According to South Dakota’s Office of the District Attorney, from the start of the program up to December 1, 20015, it had pass rate of 99.1 percent.

How Does it Work?

The 24/7 Sobriety Method is used as a condition for making bond, probation, parole, driver’s license reinstatement and a variety of other court conditions.

When someone has been convicted for or charged with more than one DWI he or she can be ordered to participated in the program as a part of bail or sentenced to participate instead of going to jail.

 He or she will have to go to the sheriff’s office and take breathalyzer tests two times a day. The tests are done 12 hours apart, one in the morning and one at night.

247 Sobriety

Also as a part of the program he or she might have to wear an alcohol monitoring ankle bracelet called a Secure Continuous Alcohol Remote Monitor or SCRAM. The ankle bracelet continually monitors alcohol consumption and gives a daily remote electronic report to law enforcement.

According to Don White, vice president of Field Operations for Alcohol Monitoring Systems “It’s (testing) the sweat, because 1 percent of what you drink comes out of your skin and attaches to sweat, so that’s what we monitor. It’s almost like a breathalyzer on your ankle. It’s a lot more sensitive than a breathalyzer, but it’s the same technology.”

Someone who is in the program might also be required to take a urinalysis once a week, or wear a patch that monitors his or her drug use and install an ignition interlock.

If participants skip a test, a warrant will be put out for their arrest, if they fail a test they are immediately arrested and will spend 1-2 days in jail. Also for failing, their bond, parole or probation can be revoked.

What Does it Cost?

With all of the testing it’s only natural that people will be curious as to what the cost is behind this program and better yet, who is paying for it?

The participants themselves cover the costs of all of the tests, it breaks down to $2 a day for the breathalyzer, $10 per urinalysis, $40 to activate SCRAM with a $6 daily monitoring few and $40 per drug patch.

According to the Summery Report the jail populations in two of South Dakota’s largest counties has gone down by approximately “100 people on any given day.”

It’s estimated that jail costs $75 per day per person so the state is saving millions of dollars through this program while it’s not spending anything on the testing.

The Opposition

Federal Law states a percentage of highway safety money can only go to states that make everyone who is convicted for drunk driving for the first time install ignition interlocks. Supporters of the 27/7 Sobriety Method believe that states implementing their method should be eligible for this money as well.

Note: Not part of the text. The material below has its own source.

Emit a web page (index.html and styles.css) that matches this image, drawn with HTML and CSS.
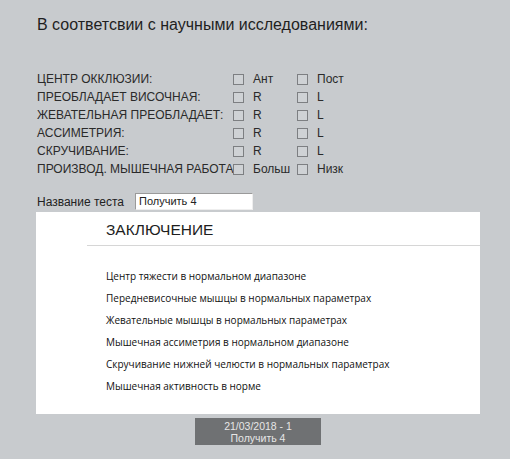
FILE: index.html
```html
<!DOCTYPE html>
<html>
<head>
<meta charset="utf-8">
<link rel="stylesheet" href="styles.css">
</head>
<body>
<div class="page">
  <h1 class="title">В соответсвии с научными исследованиями:</h1>
  <div class="options">
    <div class="lbl">ЦЕНТР ОККЛЮЗИИ:</div>
    <div class="opt"><span class="box"></span><span>Ант</span></div>
    <div class="opt"><span class="box"></span><span>Пост</span></div>
    <div class="lbl">ПРЕОБЛАДАЕТ ВИСОЧНАЯ:</div>
    <div class="opt"><span class="box"></span><span>R</span></div>
    <div class="opt"><span class="box"></span><span>L</span></div>
    <div class="lbl">ЖЕВАТЕЛЬНАЯ ПРЕОБЛАДАЕТ:</div>
    <div class="opt"><span class="box"></span><span>R</span></div>
    <div class="opt"><span class="box"></span><span>L</span></div>
    <div class="lbl">АССИМЕТРИЯ:</div>
    <div class="opt"><span class="box"></span><span>R</span></div>
    <div class="opt"><span class="box"></span><span>L</span></div>
    <div class="lbl">СКРУЧИВАНИЕ:</div>
    <div class="opt"><span class="box"></span><span>R</span></div>
    <div class="opt"><span class="box"></span><span>L</span></div>
    <div class="lbl">ПРОИЗВОД. МЫШЕЧНАЯ РАБОТА</div>
    <div class="opt"><span class="box"></span><span>Больш</span></div>
    <div class="opt"><span class="box"></span><span>Низк</span></div>
  </div>
  <div class="name-row">
    <span class="name-lbl">Название теста</span>
    <span class="name-input">Получить 4</span>
  </div>
  <div class="panel">
    <div class="panel-head">ЗАКЛЮЧЕНИЕ</div>
    <ul class="concl">
      <li>Центр тяжести в нормальном диапазоне</li>
      <li>Передневисочные мышцы в нормальных параметрах</li>
      <li>Жевательные мышцы в нормальных параметрах</li>
      <li>Мышечная ассиметрия в нормальном диапазоне</li>
      <li>Скручивание нижней челюсти в нормальных параметрах</li>
      <li>Мышечная активность в норме</li>
    </ul>
  </div>
  <div class="btn-row">
    <div class="btn">21/03/2018 - 1<br>Получить 4</div>
  </div>
</div>
</body>
</html>
```
FILE: styles.css
```css
html, body {
  margin: 0;
  padding: 0;
}
body {
  background: #c8cbce;
  width: 510px;
  height: 459px;
  overflow: hidden;
  font-family: "Liberation Sans", Arial, sans-serif;
  color: #222;
}
.page {
  padding-top: 13px;
}
.title {
  margin: 0 0 0 37px;
  font-size: 16px;
  font-weight: normal;
  line-height: 24px;
  color: #1f1f1f;
}
.options {
  margin: 33px 0 0 37px;
  display: grid;
  grid-template-columns: 196px 64px auto;
  grid-auto-rows: 18px;
  font-size: 12px;
  color: #2a2a2a;
}
.lbl {
  line-height: 18px;
  white-space: nowrap;
}
.opt {
  display: flex;
  align-items: center;
  gap: 9px;
}
.box {
  width: 9px;
  height: 9px;
  border: 1px solid #7d7f82;
  background: #cfd2d5;
  flex: none;
}
.name-row {
  margin: 15px 0 0 37px;
  display: flex;
  align-items: center;
  height: 17px;
  font-size: 12px;
}
.name-lbl {
  width: 98px;
}
.name-input {
  width: 113px;
  height: 15px;
  background: #fff;
  border: 1px solid #9a9a9a;
  border-right-color: #eee;
  border-bottom-color: #eee;
  font-size: 11px;
  line-height: 15px;
  padding-left: 3px;
}
.panel {
  margin: 2px 0 0 36px;
  width: 444px;
  height: 202px;
  background: #fff;
  box-sizing: border-box;
  padding-top: 8px;
}
.panel-head {
  margin-left: 51px;
  padding-left: 19px;
  font-size: 15.5px;
  line-height: 20px;
  color: #1e1e1e;
  padding-bottom: 5px;
  border-bottom: 1px solid #d6d6d6;
}
.concl {
  list-style: none;
  margin: 19px 0 0 70px;
  padding: 0;
  font-family: "Open Sans", "Noto Sans", sans-serif;
  font-size: 10px;
  color: #111;
}
.concl li {
  line-height: 22px;
}
.btn-row {
  display: flex;
  padding-left: 195px;
  margin-top: 4px;
}
.btn {
  width: 126px;
  height: 27px;
  background: #6f7173;
  color: #e6e6e6;
  font-size: 10.5px;
  line-height: 12px;
  text-align: center;
  box-sizing: border-box;
  padding-top: 2px;
}
```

However not everyone feels that way.

“We don’t want states doing all-offender interlocks and think that a 24/7 program is equal to it. It’s not,” says J.T. Griffin, MADD’s chief government affairs officer. “24/7 is much more geared toward the third-time, multiple drunk driver. Ignition interlocks for all offenders is geared toward the big picture of dealing with drunk driving and really bringing down the numbers of deaths and injuries because of drunk driving.”

According to the National Highway Traffic Safety Administration, of all offenders that are ordered to install the interlock, only 15-20 percent actually get the device installed.

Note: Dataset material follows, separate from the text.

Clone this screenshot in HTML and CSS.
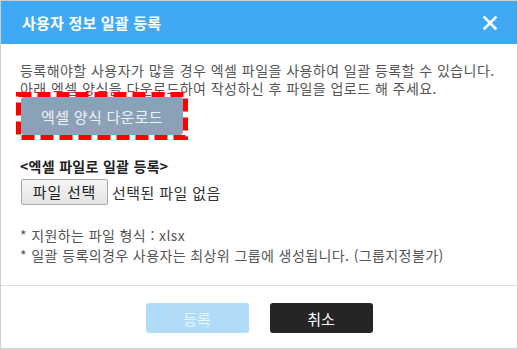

The offenders that do often revert to drunk driving when the interlocks are removed, said Anastasia Swearingen, who is in support of the 24/7 Method and is the director of government affairs for the American Beverage Institutes “We need a policy option that is actually going to stop people from drinking and driving.”

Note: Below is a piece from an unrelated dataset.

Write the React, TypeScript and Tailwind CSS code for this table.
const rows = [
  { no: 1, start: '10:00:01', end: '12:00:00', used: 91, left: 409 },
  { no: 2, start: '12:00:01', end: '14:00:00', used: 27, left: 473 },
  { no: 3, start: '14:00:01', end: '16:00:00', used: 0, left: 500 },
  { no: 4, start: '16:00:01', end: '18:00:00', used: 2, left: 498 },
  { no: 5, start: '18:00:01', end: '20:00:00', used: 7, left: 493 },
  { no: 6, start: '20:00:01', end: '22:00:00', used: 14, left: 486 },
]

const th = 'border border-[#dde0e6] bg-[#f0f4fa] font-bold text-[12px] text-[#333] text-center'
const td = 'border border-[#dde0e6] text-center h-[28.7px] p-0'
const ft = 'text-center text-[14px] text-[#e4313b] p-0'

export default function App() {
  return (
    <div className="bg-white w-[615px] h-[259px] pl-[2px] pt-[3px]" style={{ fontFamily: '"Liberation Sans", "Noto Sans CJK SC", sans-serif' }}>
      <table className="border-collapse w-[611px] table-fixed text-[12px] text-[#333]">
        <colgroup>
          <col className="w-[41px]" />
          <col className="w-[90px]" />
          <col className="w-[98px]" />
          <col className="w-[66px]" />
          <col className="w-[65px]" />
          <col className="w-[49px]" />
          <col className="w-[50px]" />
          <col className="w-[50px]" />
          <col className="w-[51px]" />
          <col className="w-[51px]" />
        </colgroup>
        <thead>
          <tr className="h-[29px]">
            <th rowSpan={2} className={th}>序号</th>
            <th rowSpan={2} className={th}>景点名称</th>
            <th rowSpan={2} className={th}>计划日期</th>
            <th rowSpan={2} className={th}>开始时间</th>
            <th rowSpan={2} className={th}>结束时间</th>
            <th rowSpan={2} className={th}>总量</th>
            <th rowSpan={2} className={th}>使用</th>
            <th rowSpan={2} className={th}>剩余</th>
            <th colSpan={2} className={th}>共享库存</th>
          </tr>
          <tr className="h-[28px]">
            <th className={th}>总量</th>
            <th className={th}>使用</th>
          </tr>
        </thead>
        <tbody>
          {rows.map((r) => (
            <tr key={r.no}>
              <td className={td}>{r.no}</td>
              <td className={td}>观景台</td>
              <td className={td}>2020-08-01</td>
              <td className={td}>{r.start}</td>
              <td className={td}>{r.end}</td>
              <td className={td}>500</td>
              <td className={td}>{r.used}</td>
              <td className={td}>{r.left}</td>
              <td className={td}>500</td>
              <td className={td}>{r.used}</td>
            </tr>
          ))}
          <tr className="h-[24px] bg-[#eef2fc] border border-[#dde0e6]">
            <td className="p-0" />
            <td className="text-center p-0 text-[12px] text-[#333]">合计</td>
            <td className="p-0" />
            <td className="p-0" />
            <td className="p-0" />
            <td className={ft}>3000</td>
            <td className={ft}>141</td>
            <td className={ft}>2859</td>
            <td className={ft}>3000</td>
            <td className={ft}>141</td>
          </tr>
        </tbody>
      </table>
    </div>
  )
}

An independent study released in 2013 by the RAND Corp., found that South Dakota’s program cut the rate of repeat DWIs at the county level by 12 percent.

“These are large reductions when you consider that we’re talking about the community level,” said Beau Kilmer, who conducted the study.

Taking it to the Supreme Court

A Montana driver challenged the constitutionality of the 24/7 Sobriety Method claiming that the twice a day breathalyzers where illegal searches in violation of the fourth amendment.

According to the Synopsis of the case Robert Spady, the driver also claimed “… the fees unfairly punished the defendant prior to being convicted of the charged crime.”

The Montana Supreme Court ruled, “that requiring individuals accused, but not convicted of, repeat drunk driving offenses to submit to daily breath tests and pay the associated fees does not violate their due process rights and is not pretrial punishment in violation of the Constitution.”

While the Supreme court ruled that it can be a condition of bond, it affirmed that the judges need to conduct individual assessments to determine if it is the right choice for the individual and if the cost is reasonable for him or her to pay.

In regard to the breathalyzers violating the fourth amendment the Supreme court ruled “the breath test is a search, but is reasonable because of a pretrial defendant’s diminished expectation of privacy. The Court held that the tests are not unreasonable if a determination is made by the court that the program is appropriate for that defendant given the nature of the charges against him.”